Your objective: Exclude the pictures, then repeat the remaining data exactly.
——————
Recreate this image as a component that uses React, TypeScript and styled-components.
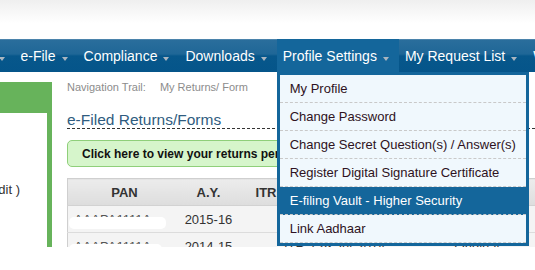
import React from "react";
import styled, { createGlobalStyle } from "styled-components";

const GlobalStyle = createGlobalStyle`
  html, body {
    margin: 0;
    padding: 0;
    background: #fff;
  }
  body {
    font-family: "Liberation Sans", Arial, sans-serif;
  }
`;

const navItems = [
    { name: "Dashboard" },
    { name: "e-File" },
    { name: "Compliance" },
    { name: "Downloads" },
    { name: "Profile Settings", active: true },
    { name: "My Request List" },
    { name: "Worklist" },
];

const profileMenu = [
    "My Profile",
    "Change Password",
    "Change Secret Question(s) / Answer(s)",
    "Register Digital Signature Certificate",
    "E-filing Vault - Higher Security",
    "Link Aadhaar",
];

const returns = [
    { pan: "AAAPA1111A", ay: "2015-16", itr: "ITR-1", date: "14-Jul-2016", type: "Original", blob: [1, 97] },
    { pan: "AAAPA1111A", ay: "2014-15", itr: "ITR-1", date: "29-Jul-2014", type: "Original", blob: [1, 93] },
];

const Page = styled.div`
    width: 535px;
    height: 270px;
    overflow: hidden;
    background: #fff;
`;

const TopStrip = styled.div`
    height: 39px;
    background: linear-gradient(to bottom, #efefef 0%, #ffffff 60%);
`;

const NavBar = styled.nav`
    height: 33px;
    position: relative;
    z-index: 5;
    background: linear-gradient(
        to bottom,
        #6c99bb 0px,
        #2a6e9c 1px,
        #1f6797 15px,
        #07578b 17px,
        #05558a 100%
    );
`;

const NavList = styled.ul`
    display: flex;
    margin: 0 0 0 -82px;
    padding: 0;
    list-style: none;
    white-space: nowrap;
`;

const NavItem = styled.li<{ $active?: boolean }>`
    position: relative;
    display: flex;
    align-items: center;
    height: 33px;
    padding: 0 10px 0 6px;
    color: #fff;
    font-size: 14px;
    background: ${(p) => (p.$active ? "#14669b" : "transparent")};
`;

const Caret = styled.span`
    display: inline-block;
    width: 0;
    height: 0;
    margin: 6px 0 0 6px;
    border-left: 3.5px solid transparent;
    border-right: 3.5px solid transparent;
    border-top: 4px solid #a9b5bf;
`;

const DropMenu = styled.ul`
    position: absolute;
    top: 100%;
    left: 0;
    width: 252px;
    box-sizing: border-box;
    margin: 0;
    padding: 0;
    list-style: none;
    border: 3px solid #14669b;
    background: #f0f8fd;
`;

const DropItem = styled.li<{ $hl?: boolean }>`
    display: flex;
    align-items: center;
    height: 28px;
    box-sizing: border-box;
    padding-left: 10px;
    border-bottom: 1px dashed #c9c9c9;
    font-size: 13px;
    color: ${(p) => (p.$hl ? "#fff" : "#2e1222")};
    background: ${(p) => (p.$hl ? "#14669b" : "transparent")};
`;

const Main = styled.div`
    display: flex;
    height: 175px;
    overflow: hidden;
`;

const Sidebar = styled.aside`
    width: 52px;
    flex-shrink: 0;
    margin-top: 10px;
    box-sizing: border-box;
    padding: 31px 5px 0 0;
    display: flex;
    flex-direction: column;
    background: #67b35b;
`;

const SidebarBody = styled.div`
    flex: 1;
    display: flex;
    justify-content: flex-end;
    padding: 69px 27px 0 0;
    overflow: hidden;
    background: #fff;
`;

const SideText = styled.span`
    font-size: 13px;
    color: #333;
    white-space: nowrap;
`;

const Content = styled.section`
    flex: 1;
    min-width: 0;
    margin-left: 15px;
    padding-top: 8px;
`;

const Trail = styled.div`
    font-size: 11px;
    line-height: 14px;
    color: #8c8c8c;
    white-space: nowrap;
`;

const TrailValue = styled.span`
    margin-left: 14px;
`;

const Heading = styled.h2`
    margin: 17px 0 0;
    font-size: 15.5px;
    font-weight: normal;
    line-height: 17px;
    color: #2f5c80;
    border-bottom: 1px dashed #333;
    white-space: nowrap;
`;

const GreenButton = styled.div`
    display: flex;
    align-items: center;
    width: 433px;
    height: 27px;
    box-sizing: border-box;
    margin-top: 11px;
    padding-left: 14px;
    border: 1px solid #8fcf7a;
    border-radius: 5px;
    background: #d6f5cb;
    font-size: 12px;
    font-weight: bold;
    color: #111;
    white-space: nowrap;
`;

const Table = styled.table`
    margin-top: 11px;
    width: 480px;
    border-collapse: collapse;
    table-layout: fixed;
    border-left: 1px solid #cfcfcf;
    border-top: 1px solid #cfcfcf;
`;

const Th = styled.th<{ $w: number }>`
    width: ${(p) => p.$w}px;
    height: 26px;
    padding: 0;
    font-size: 13px;
    font-weight: bold;
    color: #333;
    text-align: center;
    background: linear-gradient(to bottom, #ececec, #dddddd);
    border-bottom: 1px solid #d2d2d2;
`;

const Td = styled.td<{ $indent?: number }>`
    height: 26px;
    padding: 0 0 0 ${(p) => p.$indent ?? 0}px;
    font-size: 13px;
    color: #333;
    text-align: ${(p) => (p.$indent ? "left" : "center")};
    background: #f4f4f4;
    border-bottom: 1px solid #dcdcdc;
    white-space: nowrap;
`;

const PanCell = styled(Td)`
    position: relative;
    text-align: left;
    padding-left: 6px;
    color: #555;
`;

const Redact = styled.span`
    position: absolute;
    top: 11px;
    height: 12px;
    border-radius: 5px;
    background: #fff;
    filter: blur(0.6px);
`;

export default function App() {
    return (
        <Page>
            <GlobalStyle />
            <TopStrip />
            <NavBar>
                <NavList>
                    {navItems.map((item) => (
                        <NavItem key={item.name} $active={item.active}>
                            {item.name}
                            <Caret />
                            {item.active && (
                                <DropMenu>
                                    {profileMenu.map((m) => (
                                        <DropItem key={m} $hl={m.startsWith("E-filing")}>
                                            {m}
                                        </DropItem>
                                    ))}
                                </DropMenu>
                            )}
                        </NavItem>
                    ))}
                </NavList>
            </NavBar>
            <Main>
                <Sidebar>
                    <SidebarBody>
                        <SideText>View Form 26AS (Tax Credit )</SideText>
                    </SidebarBody>
                </Sidebar>
                <Content>
                    <Trail>
                        Navigation Trail:<TrailValue>My Returns/ Form</TrailValue>
                    </Trail>
                    <Heading>e-Filed Returns/Forms</Heading>
                    <GreenButton>
                        Click here to view your returns pending for e-Verification
                    </GreenButton>
                    <Table>
                        <thead>
                            <tr>
                                <Th $w={113}>PAN</Th>
                                <Th $w={55}>A.Y.</Th>
                                <Th $w={60}>ITR</Th>
                                <Th $w={110}>Filing Date</Th>
                                <Th $w={142}>Filing Type</Th>
                            </tr>
                        </thead>
                        <tbody>
                            {returns.map((r) => (
                                <tr key={r.ay}>
                                    <PanCell>
                                        {r.pan}
                                        <Redact style={{ left: r.blob[0], width: r.blob[1] }} />
                                    </PanCell>
                                    <Td>{r.ay}</Td>
                                    <Td $indent={48}>{r.itr}</Td>
                                    <Td>{r.date}</Td>
                                    <Td>{r.type}</Td>
                                </tr>
                            ))}
                        </tbody>
                    </Table>
                </Content>
            </Main>
        </Page>
    );
}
——————
Problem solution:
Recreate this image as a component that uses React, TypeScript and styled-components.
import React from "react";
import styled, { createGlobalStyle } from "styled-components";

const GlobalStyle = createGlobalStyle`
  html, body {
    margin: 0;
    padding: 0;
    background: #fff;
  }
  body {
    font-family: "Liberation Sans", Arial, sans-serif;
  }
`;

const navItems = [
    { name: "Dashboard" },
    { name: "e-File" },
    { name: "Compliance" },
    { name: "Downloads" },
    { name: "Profile Settings", active: true },
    { name: "My Request List" },
    { name: "Worklist" },
];

const profileMenu = [
    "My Profile",
    "Change Password",
    "Change Secret Question(s) / Answer(s)",
    "Register Digital Signature Certificate",
    "E-filing Vault - Higher Security",
    "Link Aadhaar",
];

const returns = [
    { pan: "AAAPA1111A", ay: "2015-16", itr: "ITR-1", date: "14-Jul-2016", type: "Original", blob: [1, 97] },
    { pan: "AAAPA1111A", ay: "2014-15", itr: "ITR-1", date: "29-Jul-2014", type: "Original", blob: [1, 93] },
];

const Page = styled.div`
    width: 535px;
    height: 270px;
    overflow: hidden;
    background: #fff;
`;

const TopStrip = styled.div`
    height: 39px;
    background: linear-gradient(to bottom, #efefef 0%, #ffffff 60%);
`;

const NavBar = styled.nav`
    height: 33px;
    position: relative;
    z-index: 5;
    background: linear-gradient(
        to bottom,
        #6c99bb 0px,
        #2a6e9c 1px,
        #1f6797 15px,
        #07578b 17px,
        #05558a 100%
    );
`;

const NavList = styled.ul`
    display: flex;
    margin: 0 0 0 -82px;
    padding: 0;
    list-style: none;
    white-space: nowrap;
`;

const NavItem = styled.li<{ $active?: boolean }>`
    position: relative;
    display: flex;
    align-items: center;
    height: 33px;
    padding: 0 10px 0 6px;
    color: #fff;
    font-size: 14px;
    background: ${(p) => (p.$active ? "#14669b" : "transparent")};
`;

const Caret = styled.span`
    display: inline-block;
    width: 0;
    height: 0;
    margin: 6px 0 0 6px;
    border-left: 3.5px solid transparent;
    border-right: 3.5px solid transparent;
    border-top: 4px solid #a9b5bf;
`;

const DropMenu = styled.ul`
    position: absolute;
    top: 100%;
    left: 0;
    width: 252px;
    box-sizing: border-box;
    margin: 0;
    padding: 0;
    list-style: none;
    border: 3px solid #14669b;
    background: #f0f8fd;
`;

const DropItem = styled.li<{ $hl?: boolean }>`
    display: flex;
    align-items: center;
    height: 28px;
    box-sizing: border-box;
    padding-left: 10px;
    border-bottom: 1px dashed #c9c9c9;
    font-size: 13px;
    color: ${(p) => (p.$hl ? "#fff" : "#2e1222")};
    background: ${(p) => (p.$hl ? "#14669b" : "transparent")};
`;

const Main = styled.div`
    display: flex;
    height: 175px;
    overflow: hidden;
`;

const Sidebar = styled.aside`
    width: 52px;
    flex-shrink: 0;
    margin-top: 10px;
    box-sizing: border-box;
    padding: 31px 5px 0 0;
    display: flex;
    flex-direction: column;
    background: #67b35b;
`;

const SidebarBody = styled.div`
    flex: 1;
    display: flex;
    justify-content: flex-end;
    padding: 69px 27px 0 0;
    overflow: hidden;
    background: #fff;
`;

const SideText = styled.span`
    font-size: 13px;
    color: #333;
    white-space: nowrap;
`;

const Content = styled.section`
    flex: 1;
    min-width: 0;
    margin-left: 15px;
    padding-top: 8px;
`;

const Trail = styled.div`
    font-size: 11px;
    line-height: 14px;
    color: #8c8c8c;
    white-space: nowrap;
`;

const TrailValue = styled.span`
    margin-left: 14px;
`;

const Heading = styled.h2`
    margin: 17px 0 0;
    font-size: 15.5px;
    font-weight: normal;
    line-height: 17px;
    color: #2f5c80;
    border-bottom: 1px dashed #333;
    white-space: nowrap;
`;

const GreenButton = styled.div`
    display: flex;
    align-items: center;
    width: 433px;
    height: 27px;
    box-sizing: border-box;
    margin-top: 11px;
    padding-left: 14px;
    border: 1px solid #8fcf7a;
    border-radius: 5px;
    background: #d6f5cb;
    font-size: 12px;
    font-weight: bold;
    color: #111;
    white-space: nowrap;
`;

const Table = styled.table`
    margin-top: 11px;
    width: 480px;
    border-collapse: collapse;
    table-layout: fixed;
    border-left: 1px solid #cfcfcf;
    border-top: 1px solid #cfcfcf;
`;

const Th = styled.th<{ $w: number }>`
    width: ${(p) => p.$w}px;
    height: 26px;
    padding: 0;
    font-size: 13px;
    font-weight: bold;
    color: #333;
    text-align: center;
    background: linear-gradient(to bottom, #ececec, #dddddd);
    border-bottom: 1px solid #d2d2d2;
`;

const Td = styled.td<{ $indent?: number }>`
    height: 26px;
    padding: 0 0 0 ${(p) => p.$indent ?? 0}px;
    font-size: 13px;
    color: #333;
    text-align: ${(p) => (p.$indent ? "left" : "center")};
    background: #f4f4f4;
    border-bottom: 1px solid #dcdcdc;
    white-space: nowrap;
`;

const PanCell = styled(Td)`
    position: relative;
    text-align: left;
    padding-left: 6px;
    color: #555;
`;

const Redact = styled.span`
    position: absolute;
    top: 11px;
    height: 12px;
    border-radius: 5px;
    background: #fff;
    filter: blur(0.6px);
`;

export default function App() {
    return (
        <Page>
            <GlobalStyle />
            <TopStrip />
            <NavBar>
                <NavList>
                    {navItems.map((item) => (
                        <NavItem key={item.name} $active={item.active}>
                            {item.name}
                            <Caret />
                            {item.active && (
                                <DropMenu>
                                    {profileMenu.map((m) => (
                                        <DropItem key={m} $hl={m.startsWith("E-filing")}>
                                            {m}
                                        </DropItem>
                                    ))}
                                </DropMenu>
                            )}
                        </NavItem>
                    ))}
                </NavList>
            </NavBar>
            <Main>
                <Sidebar>
                    <SidebarBody>
                        <SideText>View Form 26AS (Tax Credit )</SideText>
                    </SidebarBody>
                </Sidebar>
                <Content>
                    <Trail>
                        Navigation Trail:<TrailValue>My Returns/ Form</TrailValue>
                    </Trail>
                    <Heading>e-Filed Returns/Forms</Heading>
                    <GreenButton>
                        Click here to view your returns pending for e-Verification
                    </GreenButton>
                    <Table>
                        <thead>
                            <tr>
                                <Th $w={113}>PAN</Th>
                                <Th $w={55}>A.Y.</Th>
                                <Th $w={60}>ITR</Th>
                                <Th $w={110}>Filing Date</Th>
                                <Th $w={142}>Filing Type</Th>
                            </tr>
                        </thead>
                        <tbody>
                            {returns.map((r) => (
                                <tr key={r.ay}>
                                    <PanCell>
                                        {r.pan}
                                        <Redact style={{ left: r.blob[0], width: r.blob[1] }} />
                                    </PanCell>
                                    <Td>{r.ay}</Td>
                                    <Td $indent={48}>{r.itr}</Td>
                                    <Td>{r.date}</Td>
                                    <Td>{r.type}</Td>
                                </tr>
                            ))}
                        </tbody>
                    </Table>
                </Content>
            </Main>
        </Page>
    );
}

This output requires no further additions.